* begin *

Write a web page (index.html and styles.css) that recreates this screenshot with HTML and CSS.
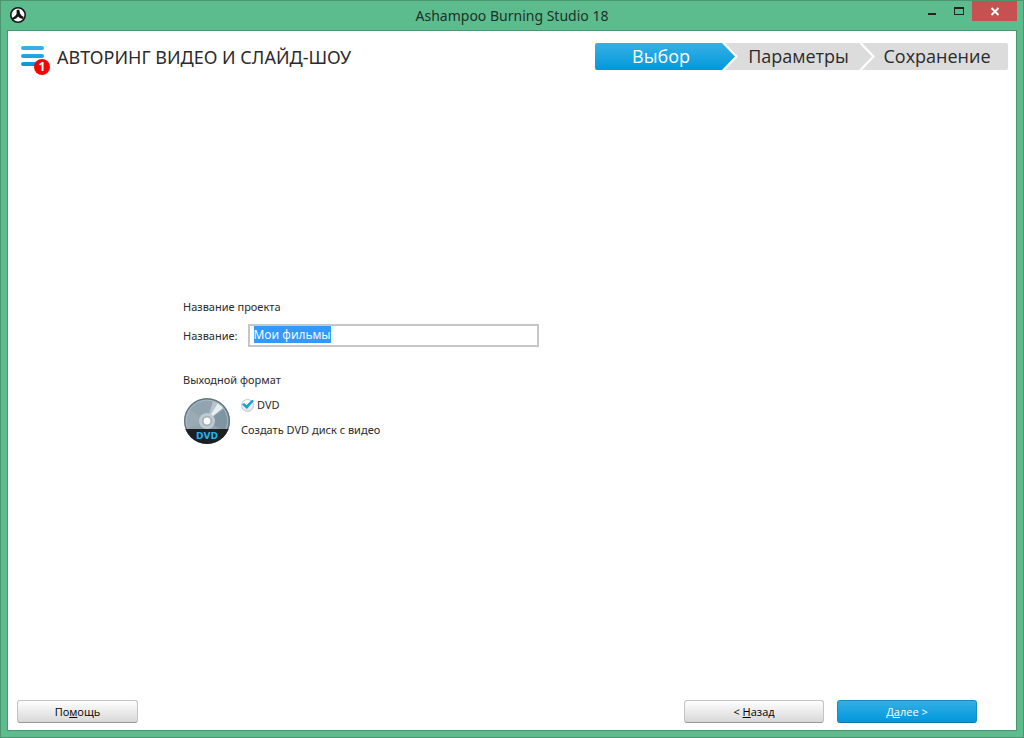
FILE: index.html
```html
<!DOCTYPE html>
<html lang="ru">
<head>
<meta charset="utf-8">
<title>Ashampoo Burning Studio 18</title>
<link rel="stylesheet" href="styles.css">
</head>
<body>
<div class="window">
  <header class="titlebar">
    <svg class="app-icon" viewBox="0 0 16 16" aria-hidden="true">
      <circle cx="8" cy="8" r="7.200" fill="#fff" stroke="#161616" stroke-width="1.600"/>
      <path d="M6.600 3l2.600-.4.9 3.800 1.400 2 2.300 1.500-.9 2.200-3.200-1-1.600-1.500-1.900 2-3.100 1.100-1-1.800 3-2 1.500-1.900z" fill="#161616"/>
    </svg>
    <h1 class="window-title">Ashampoo Burning Studio 18</h1>
    <div class="controls">
      <button class="control" type="button" aria-label="Свернуть"><svg viewBox="0 0 27 20"><path d="M10 12h8v2h-8z" fill="#222"/></svg></button>
      <button class="control" type="button" aria-label="Развернуть"><svg viewBox="0 0 27 20"><path d="M9 6h10v8H9zM10 8v5h8V8z" fill="#222" fill-rule="evenodd"/></svg></button>
      <button class="control control-close" type="button" aria-label="Закрыть"><svg viewBox="0 0 45 20"><path d="M19.500 7l7 7M26.500 7l-7 7" stroke="#fff" stroke-width="1.900"/></svg></button>
    </div>
  </header>
  <main class="client">
    <div class="topbar">
      <button class="menu" type="button" aria-label="Меню">
        <svg class="menu-icon" viewBox="0 0 23 20"><defs><linearGradient id="bars" x1="0" y1="0" x2="0" y2="20" gradientUnits="userSpaceOnUse"><stop offset="0" stop-color="#3cb2e6"/><stop offset="1" stop-color="#0499dc"/></linearGradient></defs><path d="M2 2h19M2 10h19M2 18h19" stroke="url(#bars)" stroke-width="4" stroke-linecap="round"/></svg>
        <span class="badge">1</span>
      </button>
      <h2 class="heading">АВТОРИНГ ВИДЕО И СЛАЙД-ШОУ</h2>
      <ol class="steps">
        <li class="step step-active" aria-current="step">Выбор</li>
        <li class="step step-middle">Параметры</li>
        <li class="step step-last">Сохранение</li>
      </ol>
    </div>
    <form class="form" id="project">
      <h3 class="section-title">Название проекта</h3>
      <div class="field">
        <label for="name">Название:</label>
        <input class="text-box" id="name" type="text" value="Мои фильмы" autofocus>
      </div>
      <h3 class="section-title">Выходной формат</h3>
      <div class="format">
        <svg class="disc" viewBox="0 0 46 46" aria-hidden="true">
          <defs>
            <clipPath id="round"><circle cx="23" cy="23" r="23"/></clipPath>
          </defs>
          <g clip-path="url(#round)">
            <rect width="46" height="46" fill="#91a4b0"/>
            <path d="M23 23L46 7v30z" fill="#8095a2"/>
            <path d="M23 23L0 8v24z" fill="#9aabb5"/>
            <path d="M23 23L29 3l11 5z" fill="#b7c4cc"/>
            <path d="M23 23L34 5l5 5z" fill="#e8eef1"/>
            <circle cx="23" cy="23" r="22.300" fill="none" stroke="#627480" stroke-width="1.400"/>
            <circle cx="23" cy="23" r="20.800" fill="none" stroke="#b3c0c7" stroke-width=".8"/>
            <circle cx="23" cy="23" r="8" fill="#c0cbd1"/>
            <circle cx="23" cy="23" r="5.200" fill="#a3b1b9"/>
            <circle cx="23" cy="23" r="3.400" fill="#fff"/>
            <path d="M0 31h46v15H0z" fill="#1d2023"/>
          </g>
          <text class="disc-label" x="23" y="41" text-anchor="middle">DVD</text>
        </svg>
        <div class="format-options">
          <label class="check"><input class="check-box" type="checkbox" checked><span>DVD</span></label>
          <p class="description">Создать DVD диск с видео</p>
        </div>
      </div>
    </form>
    <footer class="actions">
      <button class="button button-help" type="button">По<u>м</u>ощь</button>
      <button class="button" type="button">&lt; <u>Н</u>азад</button>
      <button class="button button-primary" type="submit" form="project">Д<u>а</u>лее &gt;</button>
    </footer>
  </main>
</div>
<script src="app.js"></script>
</body>
</html>
```
FILE: styles.css
```css
* { box-sizing: border-box; }

body {
  margin: 0;
  font: 11px/16px "Noto Sans", "Open Sans", sans-serif;
  color: #2b2b2b;
}

h1, h2, h3, p, ol { margin: 0; padding: 0; font-weight: 400; }
button { font: inherit; padding: 0; border: 0; background: none; }
svg { display: block; }

.window {
  display: flex;
  flex-direction: column;
  min-height: 100vh;
  padding: 0 6px 6px;
  border: 1px solid #4c9571;
  background: #5cbc8e;
}

.titlebar {
  display: grid;
  grid-template-columns: 1fr auto 1fr;
  align-items: start;
  height: 29px;
}

.app-icon { width: 16px; height: 16px; margin: 6px 0 0 3px; }

.window-title {
  font: 14px/30px "Noto Sans", sans-serif;
  color: #1d3328;
}

.controls { display: flex; justify-content: flex-end; }
.control { width: 27px; height: 20px; }
.control svg { width: 100%; height: 20px; }
.control-close { width: 45px; background: #c75050; }

.client {
  flex: 1;
  display: flex;
  flex-direction: column;
  border: 1px solid #4c9571;
  background: #fff;
}

.topbar {
  display: flex;
  align-items: flex-start;
  padding: 12px 8px 0 13px;
}

.menu { position: relative; width: 23px; margin: 3px 13px 0 0; }
.menu-icon { width: 23px; height: 20px; }

.badge {
  position: absolute;
  left: 13px;
  top: 13px;
  width: 16px;
  height: 16px;
  border-radius: 50%;
  background: #f20500;
  color: #fff;
  font: bold 12px/16px "Open Sans", sans-serif;
}

.heading { flex: 1; font: 18px/28px "Noto Sans", sans-serif; white-space: nowrap; }

.steps { display: flex; list-style: none; }

.step {
  width: 147px;
  height: 27px;
  margin-left: -10px;
  background: #dcdcdc;
  font: 18px/27px "Open Sans", sans-serif;
  text-align: center;
}

.step-active {
  width: 140px;
  margin-left: 0;
  padding-right: 8px;
  border-radius: 2px 0 0 2px;
  background: linear-gradient(#38b0e6, #0098dc);
  color: #fff;
  clip-path: polygon(0 0, 127px 0, 100% 50%, 127px 100%, 0 100%);
}

.step-middle {
  clip-path: polygon(0 0, 134px 0, 100% 50%, 134px 100%, 0 100%, 13px 50%);
}

.step-last {
  width: 146px;
  padding-left: 4px;
  border-radius: 0 2px 2px 0;
  clip-path: polygon(0 0, 100% 0, 100% 100%, 0 100%, 13px 50%);
}

.form { flex: 1; padding: 228px 175px 0; }
.section-title { font-size: 11px; line-height: 16px; }

.field {
  display: flex;
  align-items: center;
  gap: 10px;
  margin: 9px 0 25px;
}

.text-box {
  width: 291px;
  height: 23px;
  padding: 0 4px 2px;
  border: 2px solid #c6c6c6;
  border-radius: 0;
  outline: 0;
  background: #fff;
  font: 12px/15px "Open Sans", sans-serif;
  color: #2b2b2b;
}

.text-box::selection { background: #3399ff; color: #fff; }

.format { display: flex; gap: 11px; margin: 10px 0 0 1px; }
.disc { width: 46px; height: 46px; }
.disc-label { font: bold 9px "DejaVu Sans", sans-serif; fill: #22b2ee; }
.check { display: flex; align-items: center; gap: 3px; height: 14px; }

.check-box {
  appearance: none;
  width: 13px;
  height: 13px;
  margin: 0;
  border: 1px solid #c8c8c8;
  border-radius: 50%;
  background: linear-gradient(#fff, #e2e2e2);
}

.check-box:checked::before {
  content: "";
  display: block;
  width: 12px;
  height: 10px;
  background: #149fe0;
  clip-path: polygon(0 50%, 17% 36%, 38% 58%, 86% 0, 100% 16%, 40% 96%);
}

.description { margin-top: 10px; }

.actions { display: flex; gap: 13px; padding: 0 39px 7px 9px; }

.button {
  width: 140px;
  height: 23px;
  border: 1px solid #c3c3c3;
  border-bottom-color: #999;
  border-radius: 3px;
  background: linear-gradient(#fefefe, #d8d8d8);
  font: 11px/21px "Open Sans", sans-serif;
  color: #000;
}

.button-help { width: 121px; margin-right: auto; }

.button-primary {
  border-color: #1c8cc0;
  border-bottom-color: #0878aa;
  background: linear-gradient(#34aee6, #0098dc);
  color: #fff;
}
```
FILE: app.js
```js
const nameBox = document.getElementById("name");
nameBox.focus();
nameBox.select();
```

* end *

-- Task objective --
Identify the lines above with the word "styles". Copy them.

-- Finished answer --
Write a web page (index.html and styles.css) that recreates this screenshot with HTML and CSS.
<link rel="stylesheet" href="styles.css">
FILE: styles.css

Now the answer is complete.